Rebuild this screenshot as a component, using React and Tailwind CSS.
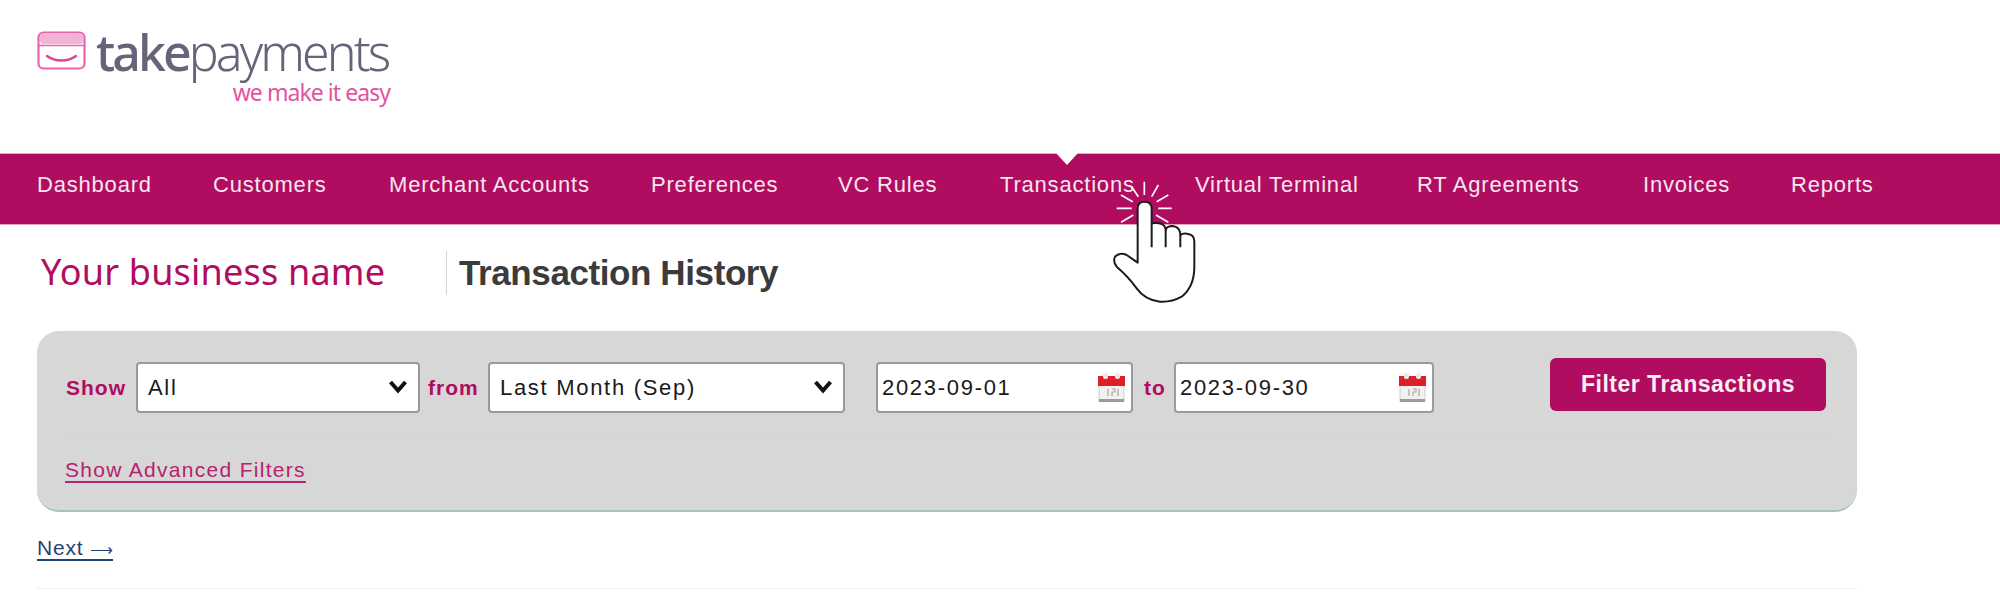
import React from 'react';

const navItems = [
  ['Dashboard', 115],
  ['Customers', 115],
  ['Merchant Accounts', 201],
  ['Preferences', 126],
  ['VC Rules', 101],
  ['Transactions', 134],
  ['Virtual Terminal', 161],
  ['RT Agreements', 165],
  ['Invoices', 87],
  ['Reports', 83],
];

function LogoMark() {
  return (
    <svg width="50" height="40" viewBox="0 0 50 40" fill="none" className="shrink-0">
      <rect x="1.5" y="1.5" width="46" height="36" rx="5" stroke="#ea62ad" strokeWidth="2.2" />
      <rect x="3" y="3" width="43" height="10" rx="3" fill="#f3b3d6" />
      <path d="M1.5 14.5H47.5" stroke="#ea62ad" strokeWidth="1.6" />
      <path d="M10 25c8 6 21 6 29 0" stroke="#e0429b" strokeWidth="2.4" strokeLinecap="round" />
    </svg>
  );
}

function Chevron() {
  return (
    <svg width="20" height="15" viewBox="0 0 20 15" fill="none" className="shrink-0 -mt-[2px]">
      <path d="M2.5 3L10 11.5L17.5 3" stroke="#111" strokeWidth="4" />
    </svg>
  );
}

function CalendarIcon() {
  return (
    <svg width="27" height="29" viewBox="0 0 27 29" className="shrink-0">
      <rect x="1" y="8" width="25" height="20" fill="#f1f1f1" stroke="#cfcfcf" />
      <rect x="0" y="3" width="27" height="10" fill="#dd1f2a" />
      <rect x="5" y="0" width="5" height="6" rx="2" fill="#e9e9e9" />
      <rect x="17" y="0" width="5" height="6" rx="2" fill="#e9e9e9" />
      <rect x="1" y="26" width="25" height="3" fill="#9b9b9b" />
      <path d="M10 16v7M14 16h3v3h-3v4M20 16v7" stroke="#a5a5a5" strokeWidth="1.2" fill="none" />
    </svg>
  );
}

function Hand() {
  return (
    <svg width="90" height="130" viewBox="480 111 270 390" fill="none" className="absolute left-[1110px] top-[177px]">
      <g stroke="#fff" strokeWidth="5">
        <path d="M583 125V165M545 140L565 170M625 135L605 170M655 165L620 185M665 205H625M655 247L618 225M513 165L548 185M500 205H545M513 247L550 225" />
      </g>
      <path
        d="M563 368V205Q563 185 583 185Q605 185 605 205V250Q645 245 647 270Q650 258 668 258Q690 260 691 285Q700 278 715 282Q733 285 733 305V380Q733 440 695 470Q665 487 630 485Q585 480 560 445Q535 410 500 380Q488 365 495 350Q510 335 530 345Z"
        fill="#fff"
        stroke="#1c1c1c"
        strokeWidth="6"
        strokeLinejoin="round"
      />
      <path d="M605 250V322M647 270V322M691 285V322" stroke="#1c1c1c" strokeWidth="6" />
    </svg>
  );
}

function FilterLabel({ children, className = '' }) {
  return <span className={`text-[21px] leading-none font-bold text-[#b00c60] tracking-[1px] ${className}`}>{children}</span>;
}

function SelectBox({ value, className }) {
  return (
    <div className={`h-[51px] flex items-center justify-between bg-white border-2 border-[#9a9a9a] rounded-[4px] pl-[10px] pr-[10px] ${className}`}>
      <span className="text-[22px] tracking-[1.7px] text-[#1a1a1a]">{value}</span>
      <Chevron />
    </div>
  );
}

function DateBox({ value, className }) {
  return (
    <div className={`h-[51px] flex items-center justify-between bg-white border-2 border-[#9a9a9a] rounded-[4px] pl-[4px] pr-[6px] ${className}`}>
      <span className="text-[22px] tracking-[1.7px] text-[#1a1a1a]">{value}</span>
      <CalendarIcon />
    </div>
  );
}

export default function App() {
  return (
    <div className="relative w-[2000px] h-[593px] overflow-hidden bg-white font-['Liberation_Sans',Arial,sans-serif]">
      <header className="h-[153px] pl-[37px] pt-[27px] flex items-start gap-[9px]">
        <div className="pt-[4px]">
          <LogoMark />
        </div>
        <div className="w-[294px] font-['Noto_Sans',sans-serif]">
          <div className="text-[50px] leading-[50px] tracking-[-2.9px] text-[#66647a] whitespace-nowrap">
            <span className="font-medium">take</span>
            <span className="font-light">payments</span>
          </div>
          <div className="mt-[5px] text-right text-[23px] leading-[20px] tracking-[-0.95px] text-[#e2549f] whitespace-nowrap">we make it easy</div>
        </div>
      </header>

      <nav className="h-[72px] bg-[#b00c60] border-t border-[#e6a3c6] border-b flex items-start pl-[37px] pt-[18px] gap-[61px]">
        {navItems.map(([label, width]) => (
          <a key={label} style={{ width }} className="relative block text-[22px] leading-[26px] tracking-[0.8px] text-[#f6e6ef] whitespace-nowrap">
            {label}
            {label === 'Transactions' && (
              <span className="absolute left-[56px] top-[-19px] border-x-[11px] border-t-[12px] border-x-transparent border-t-white" />
            )}
          </a>
        ))}
      </nav>

      <div className="h-[106px] flex items-start pl-[41px] pt-[25px]">
        <div className="w-[405px] text-[36px] leading-[44px] font-['Noto_Sans',sans-serif] text-[#b00c60] tracking-[0.2px] whitespace-nowrap">Your business name</div>
        <div className="h-[44px] mt-[1px] border-l border-[#d4d4d4] pl-[12px] text-[35px] leading-[44px] font-bold tracking-[-0.4px] text-[#3b3b3b] whitespace-nowrap">Transaction History</div>
      </div>

      <section className="ml-[37px] w-[1820px] h-[181px] bg-[#d7d7d7] rounded-[22px] border-b-2 border-[#a8c0c4] px-[28px] pt-[30px]">
        <div className="flex items-center h-[52px]">
          <FilterLabel className="w-[70px] ml-[1px]">Show</FilterLabel>
          <SelectBox value="All" className="w-[284px]" />
          <FilterLabel className="ml-[8px] w-[60px]">from</FilterLabel>
          <SelectBox value="Last Month (Sep)" className="w-[357px]" />
          <DateBox value="2023-09-01" className="ml-[31px] w-[257px]" />
          <FilterLabel className="ml-[11px] w-[30px]">to</FilterLabel>
          <DateBox value="2023-09-30" className="w-[260px]" />
          <button className="ml-[116px] -mt-[6px] w-[276px] h-[53px] bg-[#b00c60] rounded-[6px] text-[23px] font-bold text-[#f8eef3] tracking-[0.5px]">Filter Transactions</button>
        </div>
        <div className="mt-[25px] border-t border-dotted border-[#cfd6d8]" />
        <a className="block mt-[18px] text-[21px] leading-[26px] tracking-[1.3px] text-[#b5236d] underline underline-offset-4 whitespace-nowrap w-fit">Show Advanced Filters</a>
      </section>

      <a className="block ml-[37px] mt-[23px] w-fit text-[21px] leading-[26px] tracking-[0.8px] text-[#1f4472] underline underline-offset-4 whitespace-nowrap">Next <span className="text-[16px] tracking-normal">⟶</span></a>
      <div className="ml-[37px] mt-[25px] w-[1820px] border-t border-[#eef1f1]" />

      <Hand />
    </div>
  );
}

§

#### [Set exercise]
Write out again every line above exactly as given; the pictures do not belong in the copy.

#### [Complete output]
Rebuild this screenshot as a component, using React and Tailwind CSS.
import React from 'react';

const navItems = [
  ['Dashboard', 115],
  ['Customers', 115],
  ['Merchant Accounts', 201],
  ['Preferences', 126],
  ['VC Rules', 101],
  ['Transactions', 134],
  ['Virtual Terminal', 161],
  ['RT Agreements', 165],
  ['Invoices', 87],
  ['Reports', 83],
];

function LogoMark() {
  return (
    <svg width="50" height="40" viewBox="0 0 50 40" fill="none" className="shrink-0">
      <rect x="1.5" y="1.5" width="46" height="36" rx="5" stroke="#ea62ad" strokeWidth="2.2" />
      <rect x="3" y="3" width="43" height="10" rx="3" fill="#f3b3d6" />
      <path d="M1.5 14.5H47.5" stroke="#ea62ad" strokeWidth="1.6" />
      <path d="M10 25c8 6 21 6 29 0" stroke="#e0429b" strokeWidth="2.4" strokeLinecap="round" />
    </svg>
  );
}

function Chevron() {
  return (
    <svg width="20" height="15" viewBox="0 0 20 15" fill="none" className="shrink-0 -mt-[2px]">
      <path d="M2.5 3L10 11.5L17.5 3" stroke="#111" strokeWidth="4" />
    </svg>
  );
}

function CalendarIcon() {
  return (
    <svg width="27" height="29" viewBox="0 0 27 29" className="shrink-0">
      <rect x="1" y="8" width="25" height="20" fill="#f1f1f1" stroke="#cfcfcf" />
      <rect x="0" y="3" width="27" height="10" fill="#dd1f2a" />
      <rect x="5" y="0" width="5" height="6" rx="2" fill="#e9e9e9" />
      <rect x="17" y="0" width="5" height="6" rx="2" fill="#e9e9e9" />
      <rect x="1" y="26" width="25" height="3" fill="#9b9b9b" />
      <path d="M10 16v7M14 16h3v3h-3v4M20 16v7" stroke="#a5a5a5" strokeWidth="1.2" fill="none" />
    </svg>
  );
}

function Hand() {
  return (
    <svg width="90" height="130" viewBox="480 111 270 390" fill="none" className="absolute left-[1110px] top-[177px]">
      <g stroke="#fff" strokeWidth="5">
        <path d="M583 125V165M545 140L565 170M625 135L605 170M655 165L620 185M665 205H625M655 247L618 225M513 165L548 185M500 205H545M513 247L550 225" />
      </g>
      <path
        d="M563 368V205Q563 185 583 185Q605 185 605 205V250Q645 245 647 270Q650 258 668 258Q690 260 691 285Q700 278 715 282Q733 285 733 305V380Q733 440 695 470Q665 487 630 485Q585 480 560 445Q535 410 500 380Q488 365 495 350Q510 335 530 345Z"
        fill="#fff"
        stroke="#1c1c1c"
        strokeWidth="6"
        strokeLinejoin="round"
      />
      <path d="M605 250V322M647 270V322M691 285V322" stroke="#1c1c1c" strokeWidth="6" />
    </svg>
  );
}

function FilterLabel({ children, className = '' }) {
  return <span className={`text-[21px] leading-none font-bold text-[#b00c60] tracking-[1px] ${className}`}>{children}</span>;
}

function SelectBox({ value, className }) {
  return (
    <div className={`h-[51px] flex items-center justify-between bg-white border-2 border-[#9a9a9a] rounded-[4px] pl-[10px] pr-[10px] ${className}`}>
      <span className="text-[22px] tracking-[1.7px] text-[#1a1a1a]">{value}</span>
      <Chevron />
    </div>
  );
}

function DateBox({ value, className }) {
  return (
    <div className={`h-[51px] flex items-center justify-between bg-white border-2 border-[#9a9a9a] rounded-[4px] pl-[4px] pr-[6px] ${className}`}>
      <span className="text-[22px] tracking-[1.7px] text-[#1a1a1a]">{value}</span>
      <CalendarIcon />
    </div>
  );
}

export default function App() {
  return (
    <div className="relative w-[2000px] h-[593px] overflow-hidden bg-white font-['Liberation_Sans',Arial,sans-serif]">
      <header className="h-[153px] pl-[37px] pt-[27px] flex items-start gap-[9px]">
        <div className="pt-[4px]">
          <LogoMark />
        </div>
        <div className="w-[294px] font-['Noto_Sans',sans-serif]">
          <div className="text-[50px] leading-[50px] tracking-[-2.9px] text-[#66647a] whitespace-nowrap">
            <span className="font-medium">take</span>
            <span className="font-light">payments</span>
          </div>
          <div className="mt-[5px] text-right text-[23px] leading-[20px] tracking-[-0.95px] text-[#e2549f] whitespace-nowrap">we make it easy</div>
        </div>
      </header>

      <nav className="h-[72px] bg-[#b00c60] border-t border-[#e6a3c6] border-b flex items-start pl-[37px] pt-[18px] gap-[61px]">
        {navItems.map(([label, width]) => (
          <a key={label} style={{ width }} className="relative block text-[22px] leading-[26px] tracking-[0.8px] text-[#f6e6ef] whitespace-nowrap">
            {label}
            {label === 'Transactions' && (
              <span className="absolute left-[56px] top-[-19px] border-x-[11px] border-t-[12px] border-x-transparent border-t-white" />
            )}
          </a>
        ))}
      </nav>

      <div className="h-[106px] flex items-start pl-[41px] pt-[25px]">
        <div className="w-[405px] text-[36px] leading-[44px] font-['Noto_Sans',sans-serif] text-[#b00c60] tracking-[0.2px] whitespace-nowrap">Your business name</div>
        <div className="h-[44px] mt-[1px] border-l border-[#d4d4d4] pl-[12px] text-[35px] leading-[44px] font-bold tracking-[-0.4px] text-[#3b3b3b] whitespace-nowrap">Transaction History</div>
      </div>

      <section className="ml-[37px] w-[1820px] h-[181px] bg-[#d7d7d7] rounded-[22px] border-b-2 border-[#a8c0c4] px-[28px] pt-[30px]">
        <div className="flex items-center h-[52px]">
          <FilterLabel className="w-[70px] ml-[1px]">Show</FilterLabel>
          <SelectBox value="All" className="w-[284px]" />
          <FilterLabel className="ml-[8px] w-[60px]">from</FilterLabel>
          <SelectBox value="Last Month (Sep)" className="w-[357px]" />
          <DateBox value="2023-09-01" className="ml-[31px] w-[257px]" />
          <FilterLabel className="ml-[11px] w-[30px]">to</FilterLabel>
          <DateBox value="2023-09-30" className="w-[260px]" />
          <button className="ml-[116px] -mt-[6px] w-[276px] h-[53px] bg-[#b00c60] rounded-[6px] text-[23px] font-bold text-[#f8eef3] tracking-[0.5px]">Filter Transactions</button>
        </div>
        <div className="mt-[25px] border-t border-dotted border-[#cfd6d8]" />
        <a className="block mt-[18px] text-[21px] leading-[26px] tracking-[1.3px] text-[#b5236d] underline underline-offset-4 whitespace-nowrap w-fit">Show Advanced Filters</a>
      </section>

      <a className="block ml-[37px] mt-[23px] w-fit text-[21px] leading-[26px] tracking-[0.8px] text-[#1f4472] underline underline-offset-4 whitespace-nowrap">Next <span className="text-[16px] tracking-normal">⟶</span></a>
      <div className="ml-[37px] mt-[25px] w-[1820px] border-t border-[#eef1f1]" />

      <Hand />
    </div>
  );
}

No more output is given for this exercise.